**Problem requirements**
Copy out all lines of the records in which the word "this" appears.

[Dataset excerpt]
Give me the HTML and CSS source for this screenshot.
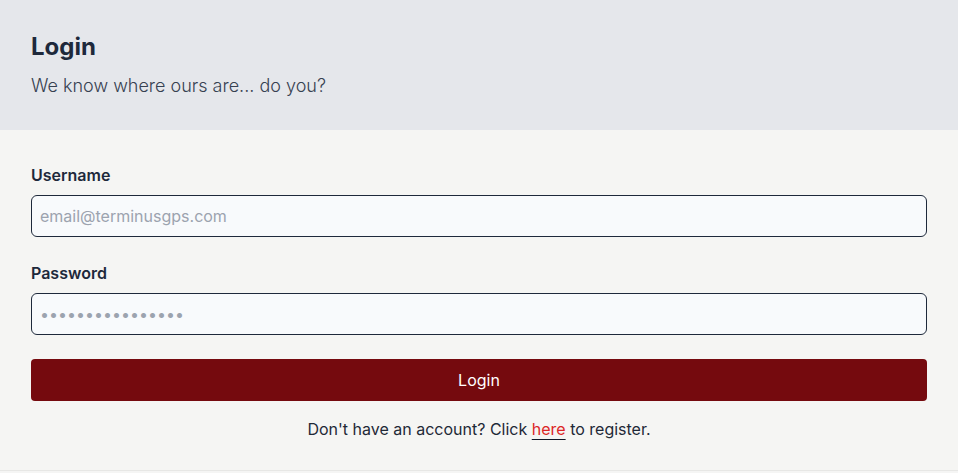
FILE: index.html
```html
<!DOCTYPE html>
<html lang="en">
<head>
<meta charset="utf-8">
<title>Login</title>
<link rel="stylesheet" href="styles.css">
</head>
<body>
<div class="card">
  <header class="card-header">
    <h1 class="title">Login</h1>
    <p class="subtitle">We know where ours are... do you?</p>
  </header>
  <form class="card-body">
    <div class="field">
      <label class="label" for="username">Username</label>
      <input class="input" id="username" type="text" placeholder="email@terminusgps.com">
    </div>
    <div class="field">
      <label class="label" for="password">Password</label>
      <input class="input" id="password" type="password" placeholder="••••••••••••••••">
    </div>
    <button class="btn" type="button">Login</button>
    <p class="register">Don't have an account? Click <a class="link" href="#">here</a> to register.</p>
  </form>
</div>
</body>
</html>
```
FILE: styles.css
```css
* { box-sizing: border-box; }
html, body { margin: 0; padding: 0; }
body {
  font-family: Inter, "Noto Sans", sans-serif;
  background: #f5f5f4;
  color: #1f2937;
}
.card {
  background: #f5f5f3;
  box-shadow: 0 0 3px rgba(0,0,0,0.15);
  border-bottom: 1px solid #e7e7e5;
}
.card-header {
  background: #e5e7eb;
  padding: 31px 31px 30px;
  display: flex;
  flex-direction: column;
  gap: 9px;
}
.title {
  margin: 0;
  font-size: 24px;
  line-height: 32px;
  font-weight: 700;
  color: #1e293b;
}
.subtitle {
  margin: 0;
  font-size: 18px;
  line-height: 28px;
  font-weight: 300;
  color: #374151;
}
.card-body {
  padding: 33px 31px 29px;
  display: flex;
  flex-direction: column;
  gap: 24px;
  margin: 0;
}
.field {
  display: flex;
  flex-direction: column;
  gap: 8px;
}
.label {
  font-size: 16px;
  line-height: 24px;
  font-weight: 600;
  color: #1e293b;
}
.input {
  height: 42px;
  width: 100%;
  border: 1px solid #1e293b;
  border-radius: 6px;
  background: #f8fafc;
  padding: 0 8px;
  font-family: inherit;
  font-size: 16px;
  color: #1f2937;
  outline: none;
}
.input::placeholder { color: #9ca3af; }
.btn {
  height: 42px;
  width: 100%;
  border: none;
  border-radius: 4px;
  background: #750a0e;
  color: #ffffff;
  font-family: inherit;
  font-size: 16px;
  cursor: pointer;
}
.register {
  margin: -8px 0 0;
  text-align: center;
  font-size: 16px;
  line-height: 24px;
  color: #1f2937;
}
.link {
  color: #dc2626;
  text-decoration: underline;
  text-decoration-color: #111827;
  text-underline-offset: 4px;
}
```
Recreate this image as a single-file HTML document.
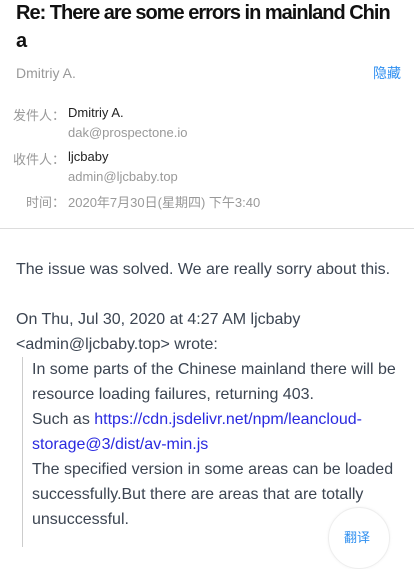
<!DOCTYPE html>
<html><head><meta charset="utf-8"><style>
body{margin:0;width:414px;height:531px;overflow:hidden;background:#fff;font-family:"Liberation Sans","Noto Sans CJK SC",sans-serif;position:relative}
.a{position:absolute;white-space:nowrap}
h1{position:absolute;left:16px;top:-1px;width:400px;margin:0;font-size:20px;line-height:28px;font-weight:bold;color:#111;letter-spacing:-1px;white-space:nowrap}
.g{color:#999}
.lab{color:#999;font-size:13px;text-align:right;width:52px;left:13px}
.v{left:68px;font-size:13px;color:#222}
.body{position:absolute;left:16px;top:257px;font-size:16px;line-height:25px;color:#3c4552;width:390px}
.q{position:absolute;left:22px;top:357px;border-left:1px solid #ccc;padding-left:9px;font-size:16px;line-height:25px;color:#3c4552;width:378px;height:190px}
a{color:#2a2ae0;text-decoration:none}
</style></head><body>
<h1>Re: There are some errors in mainland Chin<br>a</h1>
<div class="a g" style="left:16px;top:65px;font-size:14px">Dmitriy A.</div>
<div class="a" style="left:373px;top:63px;font-size:14px;color:#2f8ff0">隐藏</div>
<div class="a lab" style="top:105px">发件人：</div><div class="a v" style="top:105px">Dmitriy A.</div>
<div class="a v g" style="top:125px;color:#999">dak@prospectone.io</div>
<div class="a lab" style="top:149px">收件人：</div><div class="a v" style="top:149px">ljcbaby</div>
<div class="a v" style="top:169px;color:#999">admin@ljcbaby.top</div>
<div class="a lab" style="top:192px">时间：</div><div class="a v" style="top:192px;color:#999">2020年7月30日(星期四) 下午3:40</div>
<div class="a" style="left:0;top:228px;width:414px;height:1px;background:#ddd"></div>
<div class="body">The issue was solved. We are really sorry about this.<br><br>On Thu, Jul 30, 2020 at 4:27 AM ljcbaby<br>&lt;admin@ljcbaby.top&gt; wrote:</div>
<div class="q">In some parts of the Chinese mainland there will be<br>resource loading failures, returning 403.<br>Such as <a>https://cdn.jsdelivr.net/npm/leancloud-<br>storage@3/dist/av-min.js</a><br>The specified version in some areas can be loaded<br>successfully.But there are areas that are totally<br>unsuccessful.</div>
<div class="a" style="left:328px;top:507px;width:60px;height:60px;border-radius:50%;background:#fff;border:1px solid #eee;box-shadow:0 0 3px rgba(0,0,0,.05)"></div>
<div class="a" style="left:344px;top:527px;font-size:13px;color:#2f8ff0">翻译</div>
</body></html>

**Exercise output**
Give me the HTML and CSS source for this screenshot.
Recreate this image as a single-file HTML document.
<div class="body">The issue was solved. We are really sorry about this.<br><br>On Thu, Jul 30, 2020 at 4:27 AM ljcbaby<br>&lt;admin@ljcbaby.top&gt; wrote:</div>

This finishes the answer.